[start PROVIDED ENTRIES]

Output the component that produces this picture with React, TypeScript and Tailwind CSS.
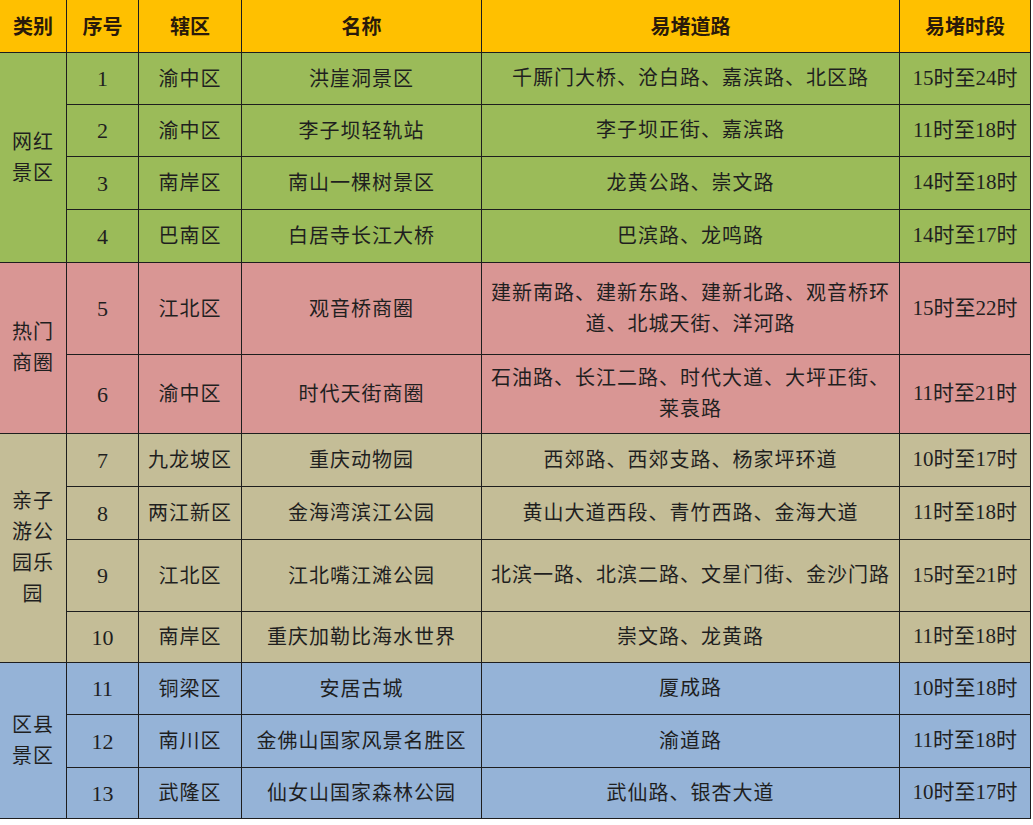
import React from "react";

type Row = {
  no: string;
  district: string;
  name: string;
  roads: React.ReactNode;
  time: string;
  h: string;
};

type Group = {
  label: string;
  bg: string;
  rows: Row[];
};

const groups: Group[] = [
  {
    label: "网红景区",
    bg: "bg-[#9bbb59]",
    rows: [
      { no: "1", district: "渝中区", name: "洪崖洞景区", roads: "千厮门大桥、沧白路、嘉滨路、北区路", time: "15时至24时", h: "h-[52px]" },
      { no: "2", district: "渝中区", name: "李子坝轻轨站", roads: "李子坝正街、嘉滨路", time: "11时至18时", h: "h-[52px]" },
      { no: "3", district: "南岸区", name: "南山一棵树景区", roads: "龙黄公路、崇文路", time: "14时至18时", h: "h-[53px]" },
      { no: "4", district: "巴南区", name: "白居寺长江大桥", roads: "巴滨路、龙鸣路", time: "14时至17时", h: "h-[53px]" },
    ],
  },
  {
    label: "热门商圈",
    bg: "bg-[#d99694]",
    rows: [
      {
        no: "5",
        district: "江北区",
        name: "观音桥商圈",
        roads: (
          <>
            建新南路、建新东路、建新北路、观音桥环
            <br />
            道、北城天街、洋河路
          </>
        ),
        time: "15时至22时",
        h: "h-[92px]",
      },
      {
        no: "6",
        district: "渝中区",
        name: "时代天街商圈",
        roads: (
          <>
            石油路、长江二路、时代大道、大坪正街、
            <br />
            莱袁路
          </>
        ),
        time: "11时至21时",
        h: "h-[79px]",
      },
    ],
  },
  {
    label: "亲子游公园乐园",
    bg: "bg-[#c4bd97]",
    rows: [
      { no: "7", district: "九龙坡区", name: "重庆动物园", roads: "西郊路、西郊支路、杨家坪环道", time: "10时至17时", h: "h-[53px]" },
      { no: "8", district: "两江新区", name: "金海湾滨江公园", roads: "黄山大道西段、青竹西路、金海大道", time: "11时至18时", h: "h-[53px]" },
      { no: "9", district: "江北区", name: "江北嘴江滩公园", roads: "北滨一路、北滨二路、文星门街、金沙门路", time: "15时至21时", h: "h-[72px]" },
      { no: "10", district: "南岸区", name: "重庆加勒比海水世界", roads: "崇文路、龙黄路", time: "11时至18时", h: "h-[51px]" },
    ],
  },
  {
    label: "区县景区",
    bg: "bg-[#95b3d7]",
    rows: [
      { no: "11", district: "铜梁区", name: "安居古城", roads: "厦成路", time: "10时至18时", h: "h-[52px]" },
      { no: "12", district: "南川区", name: "金佛山国家风景名胜区", roads: "渝道路", time: "11时至18时", h: "h-[53px]" },
      { no: "13", district: "武隆区", name: "仙女山国家森林公园", roads: "武仙路、银杏大道", time: "10时至17时", h: "h-[51px]" },
    ],
  },
];

const cell = "border-[1.5px] border-[#1e1e1e] text-center align-middle p-0";
const body = "font-['Liberation_Serif','Noto_Sans_CJK_SC',serif] text-[20px] tracking-[1px] text-[#1f1f1f]";

export default function App() {
  return (
    <div className="w-[1033px] h-[825px] bg-white overflow-hidden">
      <table className="table-fixed border-collapse w-[1031px] -mt-px -ml-px">
        <colgroup>
          <col className="w-[67px]" />
          <col className="w-[72px]" />
          <col className="w-[103px]" />
          <col className="w-[240px]" />
          <col className="w-[418px]" />
          <col className="w-[131px]" />
        </colgroup>
        <thead>
          <tr className="h-[53px] bg-[#ffc000] font-['Noto_Sans_CJK_SC',sans-serif] text-[20px] font-bold text-[#2a1a0a]">
            <th className={cell}>类别</th>
            <th className={cell}>序号</th>
            <th className={cell}>辖区</th>
            <th className={cell}>名称</th>
            <th className={cell}>易堵道路</th>
            <th className={cell}>易堵时段</th>
          </tr>
        </thead>
        <tbody className={body}>
          {groups.map((g) =>
            g.rows.map((r, i) => (
              <tr key={r.no} className={`${g.bg} ${r.h}`}>
                {i === 0 && (
                  <td rowSpan={g.rows.length} className={cell}>
                    <div className="mx-auto w-[44px] leading-[31px] text-center">
                      {g.label}
                    </div>
                  </td>
                )}
                <td className={`${cell} tracking-normal text-[22px]`}>{r.no}</td>
                <td className={cell}>{r.district}</td>
                <td className={cell}>{r.name}</td>
                <td className={`${cell} leading-[31px] px-1`}>{r.roads}</td>
                <td className={`${cell} tracking-normal text-[21px]`}>{r.time}</td>
              </tr>
            ))
          )}
        </tbody>
      </table>
    </div>
  );
}
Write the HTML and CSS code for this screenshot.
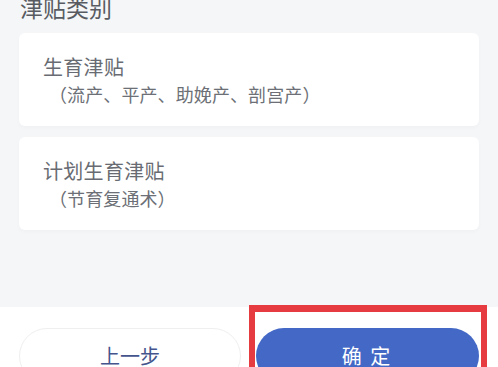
FILE: index.html
```html
<!DOCTYPE html>
<html lang="zh-CN">
<head>
<meta charset="utf-8">
<title>津贴类别</title>
<link rel="stylesheet" href="styles.css">
</head>
<body>
<div class="page">
  <main class="content">
    <h2 class="title">津贴类别</h2>
    <div class="card">
      <div class="card-name">生育津贴</div>
      <div class="card-desc">（流产、平产、助娩产、剖宫产）</div>
    </div>
    <div class="card">
      <div class="card-name">计划生育津贴</div>
      <div class="card-desc">（节育复通术）</div>
    </div>
  </main>
  <footer class="footer">
    <button class="btn btn-prev">上一步</button>
    <button class="btn btn-ok">确 定</button>
    <div class="highlight"></div>
  </footer>
</div>
</body>
</html>
```

FILE: styles.css
```css
* { box-sizing: border-box; }
html, body {
  margin: 0;
  padding: 0;
  background: #f5f6f8;
  font-family: "Noto Sans CJK SC", "Noto Sans", sans-serif;
}
.page {
  height: 367px;
  overflow: hidden;
  display: flex;
  flex-direction: column;
}
.content {
  flex: 1;
  padding: 0 19px;
}
.title {
  margin: -8px 0 0 1px;
  font-size: 23px;
  line-height: 30px;
  font-weight: 400;
  color: #585c62;
}
.card {
  margin-top: 11px;
  background: #ffffff;
  border-radius: 6px;
  padding: 20px 24px 19px;
  box-shadow: 0 2px 4px rgba(0, 0, 0, 0.025);
}
.card + .card { margin-top: 11px; }
.card-name {
  font-size: 20px;
  line-height: 28px;
  color: #686c72;
  letter-spacing: 0.3px;
}
.card-desc {
  font-size: 18px;
  line-height: 26px;
  color: #6c7076;
  padding-left: 6px;
  letter-spacing: 0.1px;
}
.footer {
  position: relative;
  height: 60px;
  flex: none;
  background: #ffffff;
  display: flex;
  gap: 15px;
  padding: 21px 19px 0;
  align-items: flex-start;
}
.btn {
  flex: 1;
  height: 56px;
  border-radius: 28px;
  font-family: inherit;
  font-size: 20px;
  line-height: 20px;
  padding: 0;
  cursor: pointer;
}
.btn-prev {
  background: #ffffff;
  border: 1px solid #efefef;
  color: #44548c;
}
.btn-ok {
  background: #4368c6;
  border: none;
  color: #ffffff;
  word-spacing: 4px;
  padding-right: 3px;
}
.highlight {
  position: absolute;
  left: 249px;
  top: -2px;
  width: 238px;
  height: 120px;
  border: 6px solid #e63b40;
  border-top-width: 7px;
  pointer-events: none;
}
```
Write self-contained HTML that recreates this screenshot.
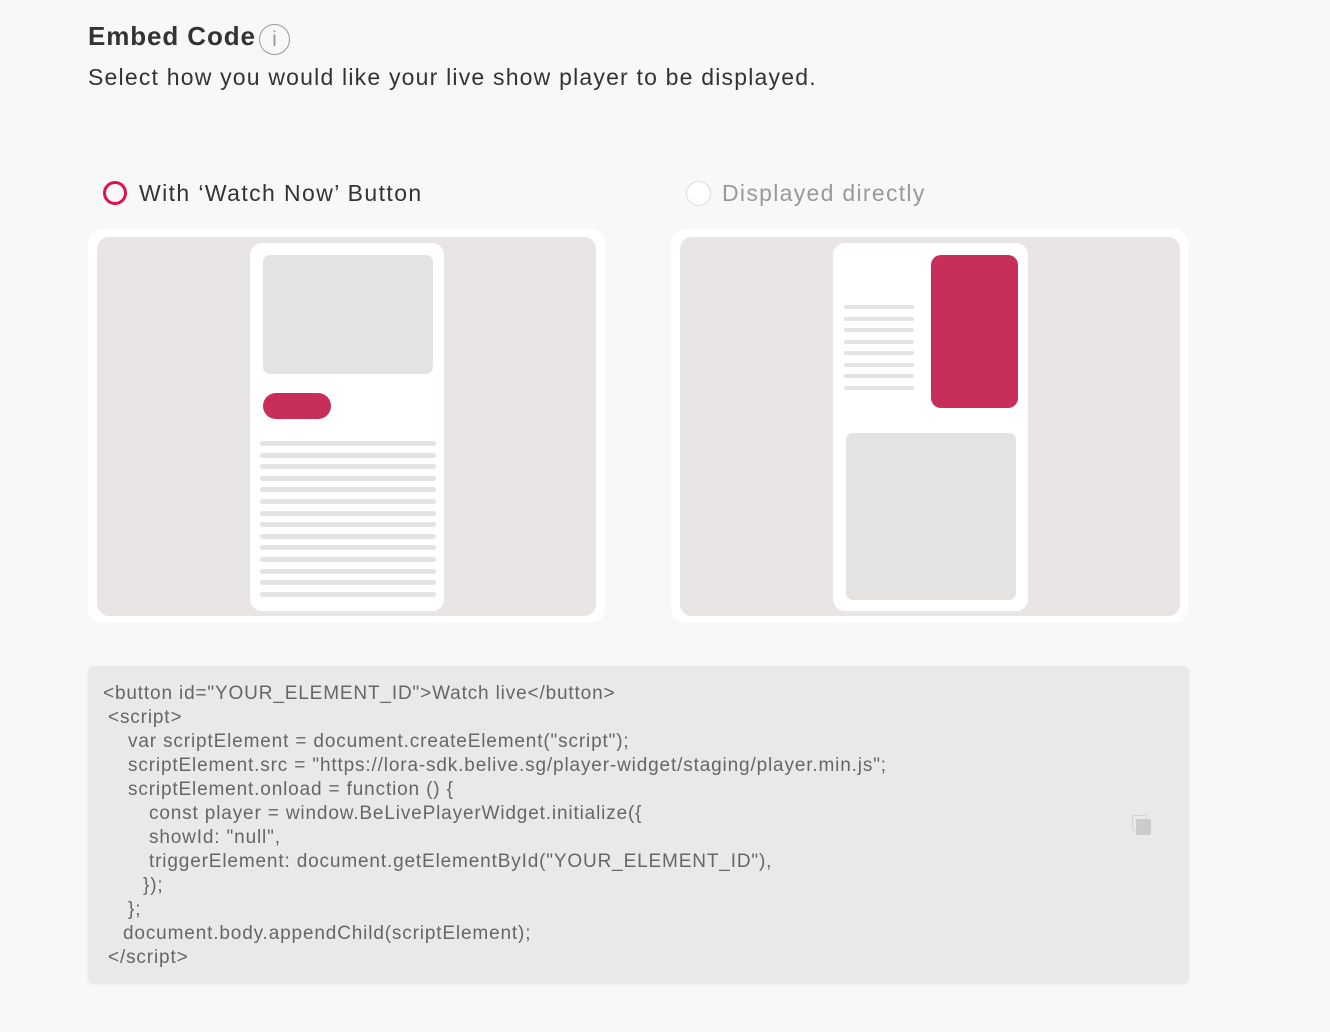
<!DOCTYPE html>
<html><head><style>
body{margin:0;width:1330px;height:1032px;background:#f8f8f8;font-family:"Liberation Sans",sans-serif;position:relative;overflow:hidden}
.a{position:absolute}
h1{position:absolute;left:88px;top:21px;margin:0;font-size:26px;font-weight:bold;color:#333;letter-spacing:0.9px}
.sub{left:88px;top:64px;font-size:23px;color:#333;letter-spacing:1.2px;white-space:nowrap}
.frame{background:#fff;border-radius:14px}
.bg{background:#e8e5e4;border-radius:12px}
.ph{background:#fff;border-radius:12px}
.g{background:#e4e3e2;border-radius:7px}
.ln{background:#e4e3e2;height:5px;border-radius:3px}
.code{left:88px;top:666px;width:1101px;height:317px;background:#e9e9e9;border-radius:6px;box-shadow:0 1px 3px rgba(0,0,0,.08)}
.c{position:absolute;font-size:19px;line-height:24px;color:#666;letter-spacing:0.85px;white-space:nowrap}
</style></head><body>
<h1>Embed Code</h1>
<div class="a" style="left:259px;top:24px;width:29px;height:29px;border:1.5px solid #999;border-radius:50%;color:#999;font-size:21px;text-align:center;line-height:29px">i</div>
<div class="a sub">Select how you would like your live show player to be displayed.</div>

<div class="a" style="left:103px;top:181px;width:18px;height:18px;border:3.5px solid #e0114f;border-radius:50%"></div>
<div class="a" style="left:139px;top:180px;font-size:23px;color:#333;letter-spacing:1.4px">With ‘Watch Now’ Button</div>
<div class="a" style="left:686px;top:181px;width:23px;height:23px;border:1.5px solid #ddd;border-radius:50%;background:#fff"></div>
<div class="a" style="left:722px;top:180px;font-size:23px;color:#999;letter-spacing:1.3px">Displayed directly</div>

<div class="a frame" style="left:88px;top:229px;width:517px;height:394px"></div>
<div class="a bg" style="left:97px;top:237px;width:499px;height:379px"></div>
<div class="a ph" style="left:250px;top:243px;width:194px;height:368px"></div>
<div class="a g" style="left:263px;top:255px;width:170px;height:119px"></div>
<div class="a" style="left:263px;top:393px;width:68px;height:26px;background:#c72e5a;border-radius:13px"></div>
<div class="a" style="left:260px;top:441px;width:176px">
<div class="ln"></div><div class="ln" style="margin-top:6.6px"></div><div class="ln" style="margin-top:6.6px"></div><div class="ln" style="margin-top:6.6px"></div><div class="ln" style="margin-top:6.6px"></div><div class="ln" style="margin-top:6.6px"></div><div class="ln" style="margin-top:6.6px"></div><div class="ln" style="margin-top:6.6px"></div><div class="ln" style="margin-top:6.6px"></div><div class="ln" style="margin-top:6.6px"></div><div class="ln" style="margin-top:6.6px"></div><div class="ln" style="margin-top:6.6px"></div><div class="ln" style="margin-top:6.6px"></div><div class="ln" style="margin-top:6.6px"></div>
</div>

<div class="a frame" style="left:671px;top:229px;width:517px;height:394px"></div>
<div class="a bg" style="left:680px;top:237px;width:500px;height:379px"></div>
<div class="a ph" style="left:833px;top:243px;width:195px;height:368px"></div>
<div class="a" style="left:931px;top:255px;width:87px;height:153px;background:#c72e5a;border-radius:10px"></div>
<div class="a g" style="left:846px;top:433px;width:170px;height:167px"></div>
<div class="a" style="left:844px;top:305px;width:70px">
<div class="ln" style="height:4px"></div><div class="ln" style="height:4px;margin-top:7.5px"></div><div class="ln" style="height:4px;margin-top:7.5px"></div><div class="ln" style="height:4px;margin-top:7.5px"></div><div class="ln" style="height:4px;margin-top:7.5px"></div><div class="ln" style="height:4px;margin-top:7.5px"></div><div class="ln" style="height:4px;margin-top:7.5px"></div><div class="ln" style="height:4px;margin-top:7.5px"></div>
</div>

<div class="a code"></div>
<div class="c" style="left:103px;top:682px">&lt;button id="YOUR_ELEMENT_ID"&gt;Watch live&lt;/button&gt;</div>
<div class="c" style="left:108px;top:706px">&lt;script&gt;</div>
<div class="c" style="left:128px;top:730px">var scriptElement = document.createElement("script");</div>
<div class="c" style="left:128px;top:754px">scriptElement.src = "https://lora-sdk.belive.sg/player-widget/staging/player.min.js";</div>
<div class="c" style="left:128px;top:778px">scriptElement.onload = function () {</div>
<div class="c" style="left:149px;top:802px">const player = window.BeLivePlayerWidget.initialize({</div>
<div class="c" style="left:149px;top:826px">showId: "null",</div>
<div class="c" style="left:149px;top:850px">triggerElement: document.getElementById("YOUR_ELEMENT_ID"),</div>
<div class="c" style="left:143px;top:874px">});</div>
<div class="c" style="left:128px;top:898px">};</div>
<div class="c" style="left:123px;top:922px">document.body.appendChild(scriptElement);</div>
<div class="c" style="left:108px;top:946px">&lt;/script&gt;</div>
<div class="a" style="left:1132px;top:815px;width:13px;height:14px;border:1.5px solid #d4d4d4;border-radius:2px"></div>
<div class="a" style="left:1136px;top:819px;width:15px;height:16px;background:#cbcbcb;border-radius:2px"></div>
</body></html>
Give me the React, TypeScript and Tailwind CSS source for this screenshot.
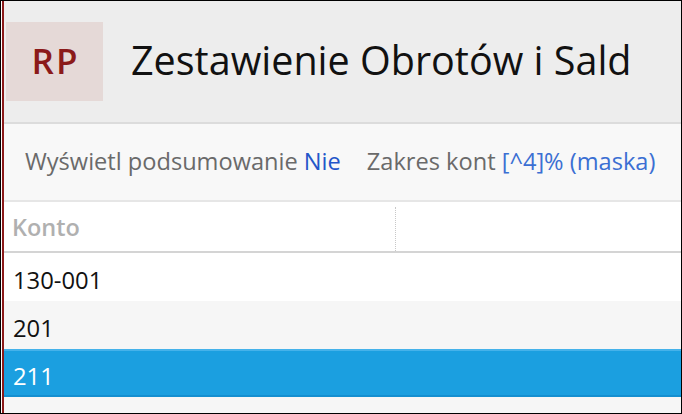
const rows = [
  { konto: "130-001", bg: "bg-white", selected: false },
  { konto: "201", bg: "bg-[#f6f6f6]", selected: false },
  { konto: "211", bg: "bg-[#1b9fe0]", selected: true },
];

export default function App() {
  return (
    <div className="w-[682px] h-[414px] overflow-hidden border border-black bg-white font-['Open_Sans',sans-serif]">
      <div className="flex h-full">
        <div className="w-px bg-white" />
        <div className="w-[2px] bg-[#8b1a1a]" />
        <div className="flex-1 flex flex-col min-w-0">
          <header className="h-[123px] shrink-0 bg-[#ededed] flex items-center border-b-2 border-[#dcdcdc]">
            <div className="ml-[2px] w-[97px] h-[79px] bg-[#e5d9d7] flex items-center justify-center">
              <span className="text-[35px] font-semibold text-[#8b1a1a] tracking-[2px] pl-[2px]">RP</span>
            </div>
            <h1 className="ml-[28px] text-[39.5px] text-[#111] leading-none pb-[2px]">
              Zestawienie Obrotów i Sald
            </h1>
          </header>

          <div className="h-[78px] shrink-0 bg-[#f8f8f8] border-b-2 border-[#e6e6e6] flex items-center pl-[21px] text-[23.6px] gap-[26px]">
            <span className="text-[#6a6a6a]">
              Wyświetl podsumowanie <span className="text-[#2356c9]">Nie</span>
            </span>
            <span className="text-[#6a6a6a]">
              Zakres kont <span className="text-[#3b6fd3]">[^4]% (maska)</span>
            </span>
          </div>

          <div className="h-[51px] shrink-0 flex border-b-2 border-[#d4d4d4] bg-white">
            <div className="w-[392px] flex items-center pl-[8px] pt-[3px] text-[23.5px] font-semibold text-[#b0b0b0] relative">
              Konto
              <div className="absolute right-0 top-[5px] bottom-0 border-r border-dotted border-[#c8c8c8]" />
            </div>
          </div>

          {rows.map((r) => (
            <div
              key={r.konto}
              className={`h-[48px] shrink-0 flex items-center pl-[9px] pt-[7px] text-[23.8px] ${r.bg} ${
                r.selected ? "text-white border-t-2 border-b-2 border-t-[#45b2ea] border-b-[#148fd0]" : "text-[#111]"
              }`}
            >
              {r.konto}
            </div>
          ))}
          <div className="flex-1 bg-[#f6f6f6]" />
        </div>
      </div>
    </div>
  );
}
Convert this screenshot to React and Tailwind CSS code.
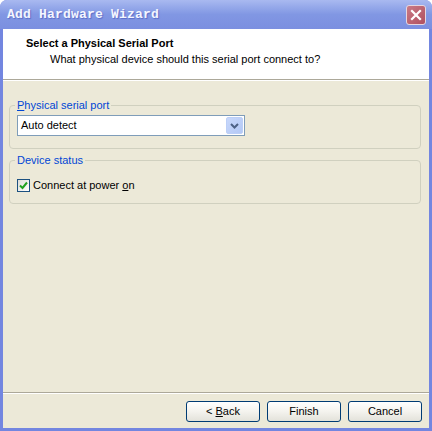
import React from "react";

export default function App() {
  const font = { fontFamily: '"Liberation Sans", Arial, sans-serif' };
  return (
    <div
      className="w-[432px] h-[431px] flex flex-col rounded-t-[7px] overflow-hidden bg-[#7386e0] text-[11px] text-black"
      style={font}
    >
      {/* Title bar */}
      <div className="h-[29px] shrink-0 flex items-center justify-between pl-[7px] pr-[6px] bg-gradient-to-b from-[#a9b9f0] via-[#8197e3] to-[#7b8fe0]">
        <span
          className="text-[13px] font-bold text-[#f4f6ff] tracking-[0.2px] [text-shadow:1px_1px_1px_#5a6cc8]"
          style={{ fontFamily: '"Liberation Mono", "DejaVu Sans Mono", monospace' }}
        >
          Add Hardware Wizard
        </span>
        <div className="w-[20px] h-[20px] rounded-[3px] border border-[#e6d6de] bg-gradient-to-br from-[#c97a86] to-[#b0505f] flex items-center justify-center">
          <svg width="12" height="12" viewBox="0 0 12 12">
            <path d="M2 2 L10 10 M10 2 L2 10" stroke="#fff" strokeWidth="2.2" strokeLinecap="square" />
          </svg>
        </div>
      </div>

      {/* Body */}
      <div className="flex-1 mx-[3px] mb-[3px] bg-[#ECE9D8] flex flex-col">
        {/* Header */}
        <div className="h-[50px] shrink-0 bg-white pl-[23px] pt-[8px] flex flex-col">
          <div className="font-bold leading-[13px]">Select a Physical Serial Port</div>
          <div className="leading-[13px] mt-[3px] pl-[24px]">
            What physical device should this serial port connect to?
          </div>
        </div>
        <div className="h-[2px] shrink-0 border-t border-[#ACA899] border-b border-b-white" />

        {/* Content */}
        <div className="flex-1 flex flex-col pl-[6px] pr-[8px] pt-[18px] gap-[5px]">
          <fieldset className="border border-[#D0D0BF] rounded-[4px] pl-[7px] pr-[7px] pb-[12px]">
            <legend className="-ml-[2px] px-[2px] text-[#0046D5] leading-[13px]">
              <span className="underline">P</span>hysical serial port
            </legend>
            <div className="mt-[3px] w-[228px] h-[21px] border border-[#7F9DB9] bg-white flex items-center justify-between">
              <span className="pl-[3px] leading-[13px]">Auto detect</span>
              <div className="w-[17px] h-[17px] mr-[1px] rounded-[2px] bg-gradient-to-br from-[#c8d8fb] to-[#b3c8f5] border border-[#bccff7] flex items-center justify-center">
                <svg width="9" height="6" viewBox="0 0 9 6">
                  <path d="M1 1 L4.5 4.5 L8 1" stroke="#4D6185" strokeWidth="2" fill="none" />
                </svg>
              </div>
            </div>
          </fieldset>

          <fieldset className="border border-[#D0D0BF] rounded-[4px] pl-[7px] pr-[7px] pb-[11px]">
            <legend className="-ml-[2px] px-[2px] text-[#0046D5] leading-[13px]">Device status</legend>
            <div className="mt-[12px] flex items-center gap-[3px]">
              <div className="w-[13px] h-[13px] border border-[#1C5180] bg-gradient-to-br from-[#dcdcd7] to-white flex items-center justify-center">
                <svg width="9" height="9" viewBox="0 0 9 9">
                  <path d="M1 4.5 L3.5 7 L8 1.5" stroke="#21A121" strokeWidth="2" fill="none" />
                </svg>
              </div>
              <span className="leading-[13px]">
                Connect at power <span className="underline">o</span>n
              </span>
            </div>
          </fieldset>
        </div>

        <div className="h-[2px] shrink-0 border-t border-[#ACA899] border-b border-b-white" />
        <div className="shrink-0 flex justify-end gap-[7px] pr-[7px] pt-[7px] pb-[6px]">
          {[
            <span>
              {"< "}
              <span className="underline">B</span>ack
            </span>,
            <span>Finish</span>,
            <span>Cancel</span>,
          ].map((label, i) => (
            <div
              key={i}
              className="w-[74px] h-[21px] rounded-[3px] border border-[#003C74] bg-gradient-to-b from-white via-[#f4f3ee] to-[#e3e2da] flex items-center justify-center leading-[13px]"
            >
              {label}
            </div>
          ))}
        </div>
      </div>
    </div>
  );
}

[end PROVIDED ENTRIES]

- _WORK REQUIRED_
Show all lines from the listing above in which "that" appears.

- _EXERCISE RESULT_
Output the component that produces this picture with React, TypeScript and Tailwind CSS.
Write self-contained HTML that recreates this screenshot.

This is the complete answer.